Editor Dan Parton looks back at some of the bigger news stories on the Mental Health Today website in 2013.
For this blog, I’m using the stories that garnered the most views on the Mental Health Today website over the course of the year. This is not to say they are the most significant – that is a matter of opinion.
Last year it seemed that mental health edged more into the mainstream media. For example, the most viewed story on the website was one announcing that BBC Three was to run a season of documentaries focused on mental health and young people.
Another popular story concerned various celebrities, including Frankie Sandford, singer in The Saturdays, showing their support for anti-stigma programme Time to Change’s Time to Talk campaign.
Later in the year, Channel 4 showed Bedlam, a series documenting the workings of the South London & Maudsley NHS Foundation Trust. This gave access to mental health services that had not been seen on television before.

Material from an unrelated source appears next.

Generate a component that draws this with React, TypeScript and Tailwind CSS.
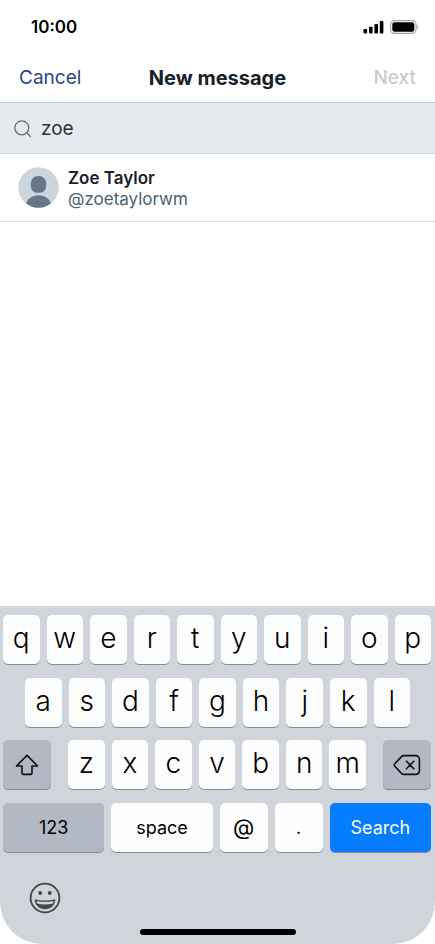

Hopefully in 2014 this trend will continue and we will see much more mental health-related programming on mainstream television. The more mental health issues appear in the public eye, the more people know about them and it helps to break down the stigma that still exists.
Meanwhile, welfare benefit reform continued to be a major topic. And, as in previous years, it was the work capability assessment (WCA) – or fit-for-work test – for employment and support allowance that caused much controversy.
After years of claimants saying the WCA disadvantaged people with mental ill health, learning disabilities and autism, in May, three High Court judges agreed, following a judicial review.
But despite this, the WCA has remained in place, largely unchanged. In December, the fourth review of it by Dr Paul Litchfield did make more revisions in regards to mental health, although charities said they did not go far enough to address the problems.
It seems likely that opposition to the WCA and calls for further reforms will continue in 2014, but also that the government will hold firm on its stance with it. If a judicial review won’t bring about fundamental change its numerous critics have called for, it is unlikely that anything else will.
Another area of mental health that continues to be controversial is community treatment orders (CTOs). In April, a study concluded that placing mental health patients on CTOs after a period of involuntary hospitalisation does not alter the likelihood of them being hospitalised again, and their use should be reviewed.
The use of CTOs – and the associated opposition and concerns – has consistently grown since their introduction in 2008. I suspect calls for reform will also continue in 2014, especially when the yearly figures, which will more than likely show another increase, are released.
Elsewhere, mental health is increasingly embracing digital technology to engage young people, and the launch of two apps, Doc Ready and Well Happy, created much interest. Doc Ready aims to ensure young people confidently take control of what happens when they meet with their doctor and to help them get the most out of their visit. Well Happy is designed for people aged 12-25 in London who are concerned about mental and sexual health, drugs, alcohol and smoking.
This is another trend I see developing in 2014 as more mental health organisations realise the value of digital technology as a way of engaging people, and reaching some who may be reluctant to visit the doctor, for example.
These are just some of the major topics covered on the website in the past year. Other topics, including worries over continuing service provision, research into various conditions and the publication of new guidelines also created significant interest.
All these, and more, will doubtless continue to be at the forefront of the minds of all those who work in, or use, mental health services in 2014.
More on what 2014 may bring will be covered in a future blog.